Exercise brief
Transcribe, verbatim, every line from the start of the entries through the line that contains "</style></head><body>"; include both boundary lines and omit all others.

Task inputs
________________________________________

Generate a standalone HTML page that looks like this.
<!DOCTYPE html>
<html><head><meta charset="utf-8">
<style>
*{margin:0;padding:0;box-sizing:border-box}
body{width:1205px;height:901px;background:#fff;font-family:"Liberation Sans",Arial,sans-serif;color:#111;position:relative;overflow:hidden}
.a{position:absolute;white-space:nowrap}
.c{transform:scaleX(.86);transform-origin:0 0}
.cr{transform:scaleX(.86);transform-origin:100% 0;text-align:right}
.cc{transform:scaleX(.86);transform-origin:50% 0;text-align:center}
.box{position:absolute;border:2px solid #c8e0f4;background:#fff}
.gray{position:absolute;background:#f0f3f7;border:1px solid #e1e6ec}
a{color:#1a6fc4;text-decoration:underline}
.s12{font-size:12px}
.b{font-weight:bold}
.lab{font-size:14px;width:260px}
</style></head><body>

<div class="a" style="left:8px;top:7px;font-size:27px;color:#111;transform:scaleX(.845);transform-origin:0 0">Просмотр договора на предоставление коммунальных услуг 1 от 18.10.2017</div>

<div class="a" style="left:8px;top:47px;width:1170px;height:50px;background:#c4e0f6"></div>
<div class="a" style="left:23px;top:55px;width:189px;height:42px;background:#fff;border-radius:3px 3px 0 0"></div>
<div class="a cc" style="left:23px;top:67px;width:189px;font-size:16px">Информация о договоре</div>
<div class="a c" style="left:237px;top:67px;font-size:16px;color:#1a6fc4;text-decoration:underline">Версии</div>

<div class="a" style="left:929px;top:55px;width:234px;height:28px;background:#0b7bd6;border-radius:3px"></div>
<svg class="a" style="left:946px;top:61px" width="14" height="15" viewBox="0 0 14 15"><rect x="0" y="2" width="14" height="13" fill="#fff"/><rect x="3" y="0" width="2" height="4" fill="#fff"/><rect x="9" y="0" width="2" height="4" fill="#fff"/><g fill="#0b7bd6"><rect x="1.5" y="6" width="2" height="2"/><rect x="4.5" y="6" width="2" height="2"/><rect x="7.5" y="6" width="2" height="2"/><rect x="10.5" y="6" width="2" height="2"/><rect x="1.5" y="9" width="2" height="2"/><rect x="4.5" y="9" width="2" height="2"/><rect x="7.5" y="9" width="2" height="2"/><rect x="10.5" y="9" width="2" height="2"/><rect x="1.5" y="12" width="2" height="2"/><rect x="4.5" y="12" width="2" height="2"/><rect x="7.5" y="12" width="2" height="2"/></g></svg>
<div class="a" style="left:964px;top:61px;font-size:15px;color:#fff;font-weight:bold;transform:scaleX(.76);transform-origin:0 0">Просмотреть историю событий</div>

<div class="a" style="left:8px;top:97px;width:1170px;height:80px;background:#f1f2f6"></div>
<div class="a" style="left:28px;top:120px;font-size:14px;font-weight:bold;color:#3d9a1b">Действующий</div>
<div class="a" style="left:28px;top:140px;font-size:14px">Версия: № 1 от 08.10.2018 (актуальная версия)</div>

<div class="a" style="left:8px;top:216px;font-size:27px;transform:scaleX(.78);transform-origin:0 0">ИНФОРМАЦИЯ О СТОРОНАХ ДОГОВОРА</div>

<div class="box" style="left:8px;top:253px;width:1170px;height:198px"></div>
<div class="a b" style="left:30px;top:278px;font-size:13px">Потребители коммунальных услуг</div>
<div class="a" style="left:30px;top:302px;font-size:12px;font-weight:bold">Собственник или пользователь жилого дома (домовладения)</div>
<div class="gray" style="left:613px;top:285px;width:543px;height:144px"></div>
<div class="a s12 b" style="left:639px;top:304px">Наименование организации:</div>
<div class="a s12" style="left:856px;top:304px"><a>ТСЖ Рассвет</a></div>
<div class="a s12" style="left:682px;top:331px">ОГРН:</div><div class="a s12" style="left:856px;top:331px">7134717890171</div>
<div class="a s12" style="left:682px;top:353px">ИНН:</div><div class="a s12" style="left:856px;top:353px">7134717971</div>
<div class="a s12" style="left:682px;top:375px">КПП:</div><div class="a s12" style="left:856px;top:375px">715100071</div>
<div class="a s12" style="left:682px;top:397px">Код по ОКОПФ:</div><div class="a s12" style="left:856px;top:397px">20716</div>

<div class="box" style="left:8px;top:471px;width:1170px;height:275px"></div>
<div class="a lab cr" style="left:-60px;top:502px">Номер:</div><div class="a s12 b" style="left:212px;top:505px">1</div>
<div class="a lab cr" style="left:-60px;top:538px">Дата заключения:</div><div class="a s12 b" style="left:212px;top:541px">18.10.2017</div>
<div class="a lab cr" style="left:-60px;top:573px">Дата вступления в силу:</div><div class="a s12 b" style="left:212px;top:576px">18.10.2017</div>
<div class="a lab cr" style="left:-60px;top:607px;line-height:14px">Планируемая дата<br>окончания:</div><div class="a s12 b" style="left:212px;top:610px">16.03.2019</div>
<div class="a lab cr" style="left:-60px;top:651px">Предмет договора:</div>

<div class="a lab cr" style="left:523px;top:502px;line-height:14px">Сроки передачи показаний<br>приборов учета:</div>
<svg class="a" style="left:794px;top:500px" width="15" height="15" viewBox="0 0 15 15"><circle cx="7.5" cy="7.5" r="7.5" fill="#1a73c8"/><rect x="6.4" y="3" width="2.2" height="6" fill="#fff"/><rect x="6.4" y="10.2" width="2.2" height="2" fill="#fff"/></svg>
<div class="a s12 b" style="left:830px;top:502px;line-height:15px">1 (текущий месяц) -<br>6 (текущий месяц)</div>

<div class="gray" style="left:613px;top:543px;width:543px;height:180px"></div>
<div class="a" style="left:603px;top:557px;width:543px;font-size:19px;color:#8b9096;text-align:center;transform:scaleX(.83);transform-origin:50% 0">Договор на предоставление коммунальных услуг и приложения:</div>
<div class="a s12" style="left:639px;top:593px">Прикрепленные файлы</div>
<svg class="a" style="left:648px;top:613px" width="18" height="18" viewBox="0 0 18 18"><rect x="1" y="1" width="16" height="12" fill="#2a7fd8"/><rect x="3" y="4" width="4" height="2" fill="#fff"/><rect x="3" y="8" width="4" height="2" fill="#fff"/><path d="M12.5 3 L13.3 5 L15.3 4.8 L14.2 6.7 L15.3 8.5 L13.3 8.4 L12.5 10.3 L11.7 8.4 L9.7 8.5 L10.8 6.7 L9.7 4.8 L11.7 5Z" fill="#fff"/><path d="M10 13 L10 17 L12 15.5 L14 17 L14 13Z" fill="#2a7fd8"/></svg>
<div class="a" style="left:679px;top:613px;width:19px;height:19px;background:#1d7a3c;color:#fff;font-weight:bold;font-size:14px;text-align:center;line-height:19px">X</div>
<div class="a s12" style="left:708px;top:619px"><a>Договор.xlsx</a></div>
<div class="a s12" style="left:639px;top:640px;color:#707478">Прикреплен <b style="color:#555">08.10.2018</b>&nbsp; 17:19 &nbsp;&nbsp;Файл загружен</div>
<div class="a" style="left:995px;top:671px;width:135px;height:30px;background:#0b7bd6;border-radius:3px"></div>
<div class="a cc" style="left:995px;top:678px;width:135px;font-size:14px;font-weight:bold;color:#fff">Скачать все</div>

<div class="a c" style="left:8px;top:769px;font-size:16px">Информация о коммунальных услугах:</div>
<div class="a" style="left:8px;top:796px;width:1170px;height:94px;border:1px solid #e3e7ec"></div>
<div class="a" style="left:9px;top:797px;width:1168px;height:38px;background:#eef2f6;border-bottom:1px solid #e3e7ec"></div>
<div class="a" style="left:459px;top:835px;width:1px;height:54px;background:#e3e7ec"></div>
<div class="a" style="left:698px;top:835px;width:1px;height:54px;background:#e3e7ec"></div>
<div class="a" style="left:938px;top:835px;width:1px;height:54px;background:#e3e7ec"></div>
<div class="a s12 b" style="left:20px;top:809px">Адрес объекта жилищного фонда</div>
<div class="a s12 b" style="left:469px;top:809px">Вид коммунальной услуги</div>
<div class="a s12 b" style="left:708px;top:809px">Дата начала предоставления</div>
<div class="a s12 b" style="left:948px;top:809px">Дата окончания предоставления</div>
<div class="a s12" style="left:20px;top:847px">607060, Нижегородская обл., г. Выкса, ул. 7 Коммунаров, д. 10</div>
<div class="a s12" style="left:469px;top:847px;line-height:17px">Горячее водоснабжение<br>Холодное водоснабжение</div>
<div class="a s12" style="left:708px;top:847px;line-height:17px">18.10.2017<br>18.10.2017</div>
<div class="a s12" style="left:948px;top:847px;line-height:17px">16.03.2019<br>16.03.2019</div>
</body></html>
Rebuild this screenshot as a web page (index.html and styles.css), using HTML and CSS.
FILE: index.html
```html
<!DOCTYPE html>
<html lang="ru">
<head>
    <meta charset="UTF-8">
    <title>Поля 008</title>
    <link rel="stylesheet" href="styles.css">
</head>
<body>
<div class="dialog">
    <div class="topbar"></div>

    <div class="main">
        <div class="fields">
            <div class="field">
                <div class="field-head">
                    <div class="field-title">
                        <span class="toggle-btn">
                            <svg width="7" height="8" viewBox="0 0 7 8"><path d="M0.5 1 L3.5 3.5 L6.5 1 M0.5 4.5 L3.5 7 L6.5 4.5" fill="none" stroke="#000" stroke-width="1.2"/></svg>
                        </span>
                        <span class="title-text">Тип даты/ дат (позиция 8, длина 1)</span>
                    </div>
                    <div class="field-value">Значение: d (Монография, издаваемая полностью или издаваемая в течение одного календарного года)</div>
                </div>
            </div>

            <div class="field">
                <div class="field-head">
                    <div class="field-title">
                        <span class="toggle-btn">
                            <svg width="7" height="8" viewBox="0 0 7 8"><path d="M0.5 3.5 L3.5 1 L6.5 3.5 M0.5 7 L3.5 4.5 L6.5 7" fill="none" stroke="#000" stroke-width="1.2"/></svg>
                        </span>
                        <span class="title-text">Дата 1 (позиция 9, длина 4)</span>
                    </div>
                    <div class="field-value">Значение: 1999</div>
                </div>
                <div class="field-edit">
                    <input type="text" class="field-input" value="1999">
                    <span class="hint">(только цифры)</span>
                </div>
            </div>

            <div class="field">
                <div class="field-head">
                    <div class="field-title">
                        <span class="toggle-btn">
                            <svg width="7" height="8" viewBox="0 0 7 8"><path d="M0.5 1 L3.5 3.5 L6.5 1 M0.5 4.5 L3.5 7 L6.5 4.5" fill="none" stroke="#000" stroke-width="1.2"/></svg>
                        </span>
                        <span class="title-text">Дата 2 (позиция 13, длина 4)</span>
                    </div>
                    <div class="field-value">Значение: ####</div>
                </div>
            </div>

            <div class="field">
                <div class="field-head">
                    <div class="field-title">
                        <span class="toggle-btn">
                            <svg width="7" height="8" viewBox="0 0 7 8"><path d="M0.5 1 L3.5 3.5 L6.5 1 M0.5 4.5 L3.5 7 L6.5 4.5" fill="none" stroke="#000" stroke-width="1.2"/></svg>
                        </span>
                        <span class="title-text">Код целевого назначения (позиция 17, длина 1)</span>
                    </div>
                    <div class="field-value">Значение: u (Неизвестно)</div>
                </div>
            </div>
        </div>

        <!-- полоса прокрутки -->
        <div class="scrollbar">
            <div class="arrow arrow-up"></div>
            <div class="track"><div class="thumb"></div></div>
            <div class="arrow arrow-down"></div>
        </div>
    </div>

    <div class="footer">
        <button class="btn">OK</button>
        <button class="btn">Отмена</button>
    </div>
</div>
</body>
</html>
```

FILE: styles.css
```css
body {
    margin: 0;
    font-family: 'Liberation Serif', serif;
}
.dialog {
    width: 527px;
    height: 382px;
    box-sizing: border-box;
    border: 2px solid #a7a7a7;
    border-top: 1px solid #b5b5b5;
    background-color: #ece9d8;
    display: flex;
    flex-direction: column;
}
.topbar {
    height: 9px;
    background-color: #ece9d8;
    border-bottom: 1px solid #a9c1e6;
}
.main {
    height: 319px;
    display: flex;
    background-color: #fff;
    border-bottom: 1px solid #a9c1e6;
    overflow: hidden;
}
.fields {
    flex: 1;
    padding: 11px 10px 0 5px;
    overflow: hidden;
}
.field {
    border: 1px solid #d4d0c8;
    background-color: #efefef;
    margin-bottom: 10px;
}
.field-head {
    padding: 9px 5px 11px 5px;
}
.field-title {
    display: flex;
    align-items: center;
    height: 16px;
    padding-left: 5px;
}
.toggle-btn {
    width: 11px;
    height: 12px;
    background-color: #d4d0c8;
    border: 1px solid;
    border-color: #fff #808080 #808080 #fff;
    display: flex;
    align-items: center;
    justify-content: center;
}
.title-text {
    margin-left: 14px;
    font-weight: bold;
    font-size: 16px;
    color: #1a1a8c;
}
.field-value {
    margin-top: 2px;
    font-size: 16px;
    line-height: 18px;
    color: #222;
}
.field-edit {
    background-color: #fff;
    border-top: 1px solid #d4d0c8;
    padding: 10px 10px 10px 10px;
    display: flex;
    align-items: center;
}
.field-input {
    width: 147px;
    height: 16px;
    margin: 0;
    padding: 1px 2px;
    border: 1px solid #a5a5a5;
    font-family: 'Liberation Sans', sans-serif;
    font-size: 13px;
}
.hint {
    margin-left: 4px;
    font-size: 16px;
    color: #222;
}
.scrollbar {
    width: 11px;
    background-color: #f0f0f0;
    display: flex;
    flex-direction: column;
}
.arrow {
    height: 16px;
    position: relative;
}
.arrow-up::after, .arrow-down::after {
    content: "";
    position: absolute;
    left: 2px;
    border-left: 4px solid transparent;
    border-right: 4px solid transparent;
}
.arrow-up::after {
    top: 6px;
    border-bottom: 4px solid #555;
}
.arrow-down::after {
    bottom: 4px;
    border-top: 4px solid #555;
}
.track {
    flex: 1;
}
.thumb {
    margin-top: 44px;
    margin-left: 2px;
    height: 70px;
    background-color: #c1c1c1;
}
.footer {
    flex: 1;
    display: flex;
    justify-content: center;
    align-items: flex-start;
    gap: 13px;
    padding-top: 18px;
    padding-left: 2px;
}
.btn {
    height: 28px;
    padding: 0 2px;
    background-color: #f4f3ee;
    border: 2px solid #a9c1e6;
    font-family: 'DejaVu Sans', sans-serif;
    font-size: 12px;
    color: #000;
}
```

________________________________________

Right answer
Generate a standalone HTML page that looks like this.
<!DOCTYPE html>
<html><head><meta charset="utf-8">
<style>
*{margin:0;padding:0;box-sizing:border-box}
body{width:1205px;height:901px;background:#fff;font-family:"Liberation Sans",Arial,sans-serif;color:#111;position:relative;overflow:hidden}
.a{position:absolute;white-space:nowrap}
.c{transform:scaleX(.86);transform-origin:0 0}
.cr{transform:scaleX(.86);transform-origin:100% 0;text-align:right}
.cc{transform:scaleX(.86);transform-origin:50% 0;text-align:center}
.box{position:absolute;border:2px solid #c8e0f4;background:#fff}
.gray{position:absolute;background:#f0f3f7;border:1px solid #e1e6ec}
a{color:#1a6fc4;text-decoration:underline}
.s12{font-size:12px}
.b{font-weight:bold}
.lab{font-size:14px;width:260px}
</style></head><body>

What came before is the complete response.